[Start Provided data]

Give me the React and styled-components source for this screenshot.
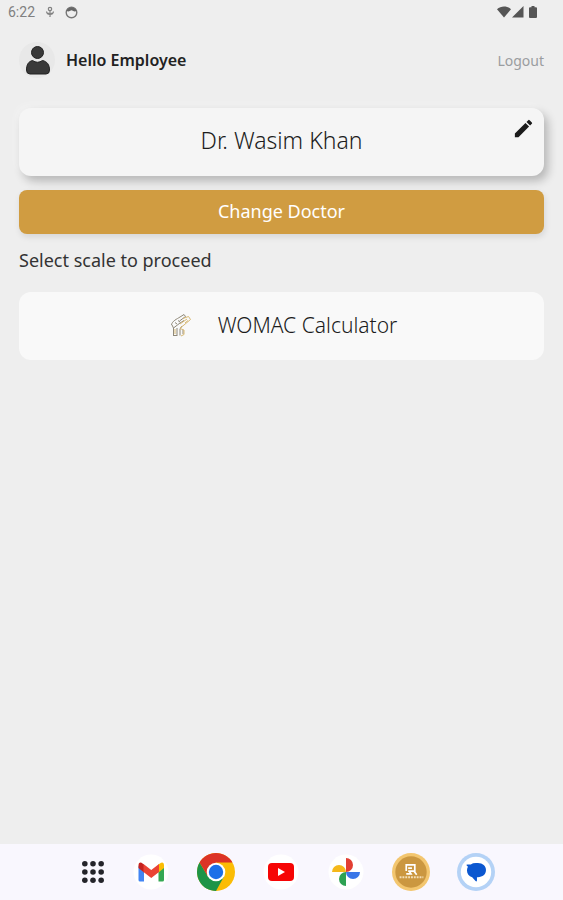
import styled, { createGlobalStyle } from 'styled-components';

const GlobalStyle=createGlobalStyle`
  * {
    box-sizing:border-box;
  }
  body {
    margin:0;
    background-color:#eeeeee;
    font-family:'Noto Sans', sans-serif;
    color:#333333;
  }
  button {
    font-family:inherit;
    color:inherit;
    border:none;
    padding:0;
    cursor:pointer;
  }
  svg {
    display:block;
  }
`
const Page=styled.div`
  min-height:100vh;
  display:flex;
  flex-direction:column;
`
const StatusBar=styled.div`
  height:24px;
  padding:0 26px 0 8px;
  display:flex;
  align-items:center;
  justify-content:space-between;
  font-family:Roboto, sans-serif;
  font-size:14px;
  color:#808080;
`
const StatusGroup=styled.div`
  display:flex;
  align-items:center;
  gap:${props=>props.$gap}px;
`
const Header=styled.header`
  height:72px;
  padding:0 19px;
  display:flex;
  align-items:center;
`
const Avatar=styled.div`
  width:36px;
  height:36px;
  border-radius:50%;
  background-color:#e8e8e8;
`
const Greeting=styled.h1`
  margin:0 auto 0 11px;
  font-size:16px;
  font-weight:600;
  color:#222222;
`
const Logout=styled.button`
  background:none;
  font-size:14px;
  color:#9a9da0;
`
const Main=styled.main`
  padding:12px 19px;
  display:flex;
  flex-direction:column;
`
const DoctorCard=styled.section`
  position:relative;
  height:68px;
  padding-bottom:4px;
  display:flex;
  align-items:center;
  justify-content:center;
  border-radius:12px;
  background-color:#f5f5f5;
  box-shadow:4px 5px 10px rgba(0,0,0,0.24), -3px -3px 8px rgba(255,255,255,0.3);
`
const DoctorName=styled.h2`
  margin:0;
  font-size:23px;
  font-weight:300;
  color:#1c1c1c;
`
const EditButton=styled.button`
  position:absolute;
  top:9px;
  right:9px;
  background:none;
`
const ChangeButton=styled.button`
  height:44px;
  padding-bottom:2px;
  margin-top:14px;
  border-radius:8px;
  background-color:#d09c41;
  color:white;
  font-size:18px;
  box-shadow:1px 3px 6px rgba(0,0,0,0.1);
`
const Prompt=styled.p`
  margin:12px 0 18px;
  font-size:18px;
  line-height:28px;
`
const ScaleButton=styled.button`
  height:68px;
  display:flex;
  align-items:center;
  justify-content:center;
  gap:26px;
  padding:0 0 2px 4px;
  border-radius:12px;
  background-color:#f9f9f9;
  font-size:21px;
  font-weight:300;
  color:#1c1c1c;
`
const Dock=styled.nav`
  height:56px;
  margin-top:auto;
  padding-left:13px;
  display:flex;
  align-items:center;
  justify-content:center;
  gap:27px;
  background-color:#f9f7fe;
`
const DockButton=styled.button`
  background:none;
`

function MicIcon() {
  return (
    <svg width="10" height="12" viewBox="0 0 10 12" fill="none" stroke="#808080">
      <circle cx="5" cy="3" r="1.7" strokeWidth="1.2"/>
      <path d="M5 5v6M1.5 5.5c.3 2 1.5 3 3.500 3s3.200-1 3.500-3M3 7l2 1.800L7 7" strokeWidth="1.200"/>
    </svg>
  );
}

function FaceIcon() {
  return (
    <svg width="13" height="13" viewBox="0 0 13 13">
      <circle cx="6.500" cy="6.500" r="5.300" fill="none" stroke="#777777" strokeWidth="1.400"/>
      <path d="M1.500 5A5.300 5.300 0 0 1 11.500 5L9.500 5.500 6.500 4.200 3.500 5.500z" fill="#666666"/>
    </svg>
  );
}

function WifiIcon() {
  return (
    <svg width="14" height="12" viewBox="0 0 14 12">
      <path d="M0 3.200C4 -.4 10 -.4 14 3.200L7 11.500z" fill="#555555"/>
    </svg>
  );
}

function SignalIcon() {
  return (
    <svg width="12" height="12" viewBox="0 0 12 12">
      <path d="M11.500 0v11.500H0z" fill="#555555"/>
    </svg>
  );
}

function BatteryIcon() {
  return (
    <svg width="12" height="12" viewBox="-4 0 12 12">
      <path d="M2.500 0h3v1.300h1.500q1 0 1 1v8.700q0 1-1 1H1q-1 0-1-1V2.300q0-1 1-1h1.500z" fill="#555555"/>
    </svg>
  );
}

function UserIcon() {
  return (
    <svg width="36" height="36" viewBox="0 0 36 36" fill="#393939" stroke="#222222">
      <circle cx="18.500" cy="10.500" r="6"/>
      <path d="M13.500 18.500Q18.500 22 23.500 18.500C28 19.500 30.500 22.500 30.500 28Q30.500 32 27 32H11Q7.500 32 7.500 28C7.500 22.500 9.500 19.500 13.500 18.500z"/>
    </svg>
  );
}

function PencilIcon() {
  return (
    <svg width="23" height="23" viewBox="0 0 24 24" fill="#1b1b1b">
      <path d="M3 17.250V21h3.750L17.810 9.940l-3.750-3.750zM20.710 7.040a1 1 0 0 0 0-1.410l-2.340-2.340a1 1 0 0 0-1.410 0l-1.830 1.830 3.750 3.750z"/>
    </svg>
  );
}

function JointIcon() {
  return (
    <svg width="22" height="24" viewBox="0 0 22 24" fill="none" strokeWidth="1">
      <g stroke="#8f8878">
        <path d="M1.500 12C2 8 7 6 10 4l4-2.500 1.500 2-6 4.500"/>
        <path d="M2 12l1.500 3L10 10l4-2.500M3.500 15v7.500M7 15v8M3 22.500h4"/>
        <path d="M5 9.500l2 1.500M8 7.500l2 1.500M12 13l-2 3v6.500M13 17v4"/>
      </g>
      <g stroke="#d8b974">
        <path d="M13 5.500l5.500-2 2 3L14 12l-4 3M10 11l7-5M5 16v5"/>
        <path d="M10 15.500l4 1.500v4.500l-3 1.500M15 10l3-2.500"/>
      </g>
    </svg>
  );
}

function AppsIcon() {
  const steps=[4, 12.5, 21];
  return (
    <svg width="24" height="24" viewBox="0 0 25 25" fill="#24242a">
      {steps.map(y=>steps.map(x=><circle key={x+'-'+y} cx={x} cy={y} r="2.900"/>))}
    </svg>
  );
}

function GmailIcon() {
  return (
    <svg width="38" height="38" viewBox="0 0 38 38">
      <circle cx="19" cy="19" r="17.500" fill="white"/>
      <path d="M6.500 13v14q0 1.500 1.500 1.500h4V16z" fill="#4285f4"/>
      <path d="M32 13v14q0 1.500-1.500 1.500h-4V16z" fill="#34a853"/>
      <path d="M26.500 11.500L29 9.700q3-1.200 3 2.300v3l-5.500 4.500z" fill="#fbbc04"/>
      <path d="M6.500 12q0-3.500 3-2.300L12 11.500v8L6.500 15z" fill="#c5221f"/>
      <path d="M11.500 11l7.750 6L27 11v8l-7.750 6L11.500 19z" fill="#ea4335"/>
    </svg>
  );
}

function ChromeIcon() {
  return (
    <svg width="38" height="38" viewBox="0 0 38 38">
      <circle cx="19" cy="19" r="19" fill="#fbbc05"/>
      <path d="M2.550 9.500A19 19 0 0 0 19 38L27 23.600 11 23.600z" fill="#1e9447"/>
      <path d="M2.550 9.500A19 19 0 0 1 35.450 9.500H19L11 23.600z" fill="#dc3326"/>
      <circle cx="19" cy="19" r="9.300" fill="white"/>
      <circle cx="19" cy="19" r="7.200" fill="#1b6fe8"/>
    </svg>
  );
}

function YoutubeIcon() {
  return (
    <svg width="38" height="38" viewBox="0 0 38 38">
      <circle cx="19" cy="19" r="17.500" fill="white"/>
      <rect x="6" y="10" width="26" height="18" rx="4" fill="#f60505"/>
      <path d="M16 15l7 4-7 4z" fill="white"/>
    </svg>
  );
}

function PhotosIcon() {
  return (
    <svg width="38" height="38" viewBox="0 0 38 38">
      <circle cx="19" cy="19" r="17.500" fill="white"/>
      <path d="M19 5a7 7 0 0 1 0 14z" fill="#e23e32"/>
      <path d="M33 19a7 7 0 0 1-14 0z" fill="#3976e8"/>
      <path d="M19 33a7 7 0 0 1 0-14z" fill="#2da253"/>
      <path d="M5 19a7 7 0 0 1 14 0z" fill="#f5b81a"/>
    </svg>
  );
}

function ScalesAppIcon() {
  return (
    <svg width="38" height="38" viewBox="0 0 40 40">
      <circle cx="20" cy="20" r="20" fill="#f3c66f"/>
      <circle cx="20" cy="20" r="16.500" fill="#cb9740"/>
      <path d="M15 19v-6.500h9v6.500h-7M17 16h4M23 19l3 4M15 22h5l-2-3" fill="none" stroke="white" strokeWidth="1.800"/>
      <path d="M8 25.500h25" stroke="#f3dfb8" strokeWidth="2.200" strokeDasharray="2 1"/>
    </svg>
  );
}

function MessagesIcon() {
  return (
    <svg width="38" height="38" viewBox="0 0 40 40">
      <circle cx="20" cy="20" r="20" fill="#b4d2f6"/>
      <circle cx="20" cy="20" r="16" fill="white"/>
      <path d="M11.500 14.500L10 13Q9.500 12 11 12h3.500Q16.500 10.500 20 10.500h2C27 10.500 30.500 13.500 30.500 18C30.500 22.500 27 25.500 22 25.500h-1v3.500q-.3 1.500-1.500.5L16 25.500C12.500 24.500 10.500 22 10.500 18.500Q10.500 16 11.500 14.500z" fill="#0b57d0"/>
    </svg>
  );
}

const apps=[
  { label:'All apps', Icon:AppsIcon },
  { label:'Gmail', Icon:GmailIcon },
  { label:'Chrome', Icon:ChromeIcon },
  { label:'YouTube', Icon:YoutubeIcon },
  { label:'Photos', Icon:PhotosIcon },
  { label:'Scales', Icon:ScalesAppIcon },
  { label:'Messages', Icon:MessagesIcon },
];

function App() {
  return (
    <Page>
      <GlobalStyle/>
      <StatusBar>
        <StatusGroup $gap={10}>
          <span>6:22</span>
          <MicIcon/>
          <FaceIcon/>
        </StatusGroup>
        <StatusGroup $gap={1}>
          <WifiIcon/>
          <SignalIcon/>
          <BatteryIcon/>
        </StatusGroup>
      </StatusBar>
      <Header>
        <Avatar><UserIcon/></Avatar>
        <Greeting>Hello Employee</Greeting>
        <Logout>Logout</Logout>
      </Header>
      <Main>
        <DoctorCard>
          <DoctorName>Dr. Wasim Khan</DoctorName>
          <EditButton aria-label="Edit doctor"><PencilIcon/></EditButton>
        </DoctorCard>
        <ChangeButton>Change Doctor</ChangeButton>
        <Prompt>Select scale to proceed</Prompt>
        <ScaleButton>
          <JointIcon/>
          <span>WOMAC Calculator</span>
        </ScaleButton>
      </Main>
      <Dock>
        {apps.map(({ label, Icon })=>
          <DockButton key={label} aria-label={label}><Icon/></DockButton>
        )}
      </Dock>
    </Page>
  );
}

export default App;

[End Provided data]

Set problem
Pull out every line in the data above that has the word "components".

Solution to the problem
Give me the React and styled-components source for this screenshot.
import styled, { createGlobalStyle } from 'styled-components';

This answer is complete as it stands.